The calculate_set_pairwise_tversky1 consumes a list of sets and returns the array of indices in coordinate format.

def calculate_set_pairwise_tversky1(sets, alpha = 1, beta = 1):
    """
    Calculates the pairwise Tversky index in a collection of sets.
    Parameters:
        sets (({})) : iterable of sets
        alpha (float) : alpha parameter. Default: 1.
        beta (float) : beta parameter. Default: 1.
    Returns:
        tversky_indices_ (np.ndarray[n_pairs, 3]) : coordinate format dense array of the indices 
    """
    
    if alpha == beta == 0:
        raise ValueError("'alpha' and 'beta' cannot be simultaneously zero.")
    
    n_sets = len(sets)
    
    # set up coo matrix
    n_pairs = int((n_sets + 1) * n_sets / 2)
    tversky_indices_ = np.zeros((n_pairs, 3), dtype = np.float)
    
    # loop over all pairs
    i_cnt = 0
    for i1 in range(n_sets):
        a1 = sets[i1]
        
        for i2 in range(i1 + 1, n_sets):
            a2 = sets[i2]
            
            ti_ = calculate_tversky_index1(a1, a2, alpha, beta)
            tversky_indices_[i_cnt] = i1, i2, ti_
           
            i_cnt += 1
            
    # fill in diagonal
    tversky_indices_[-n_sets:,0] = np.arange(n_sets) 
    tversky_indices_[-n_sets:,1] = np.arange(n_sets)
    tversky_indices_[-n_sets:,2] = 1
    
    return tversky_indices_

Finally all the components are merged together in the function calculate_pairwise_tversky1

def calculate_pairwise_tversky1(collection, alpha = 1, beta = 1):
    """
    Calculates the pairwise Twersky index in a collection of sets.
    Parameters:
        collection ([[hashable]]) : a collection of groups of hashable objects
        alpha (float) : alpha parameter.

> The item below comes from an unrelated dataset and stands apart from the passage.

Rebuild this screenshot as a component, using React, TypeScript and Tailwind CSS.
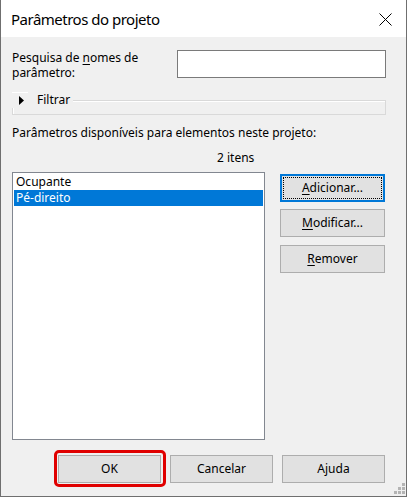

Default: 1.
        beta (float) : beta parameter. Default: 1.
    Returns:
        tversky_indices_ (np.ndarray[n_pairs, 3]) : coordinate format dense array of the indices 
    """
    
    if alpha == beta == 0:
        raise ValueError("'alpha' and 'beta' cannot be simultaneously zero.")
    
    sets = convert_to_sets(collection)
        
    tversky_indices_ = calculate_set_pairwise_tversky1(sets, alpha = alpha, beta = beta)
    
    return tversky_indices_

Analysis

Pros:
Cons:
Time complexity

If the average size of a collection is $n$ and there are $N$ collections, the time complexity of the above brute force method is $\mathcal{O}(N^{2} n)$. The hashing requires $\mathcal{O}(Nn)$ operations. Calculating the intersection is proportional to $n \cdot \mathcal{O}(1) = \mathcal{O}(n)$ which has to be done $~N^{2} / 2$ times.

Test

This space only allows for simple testing. The input data will be a sequence words.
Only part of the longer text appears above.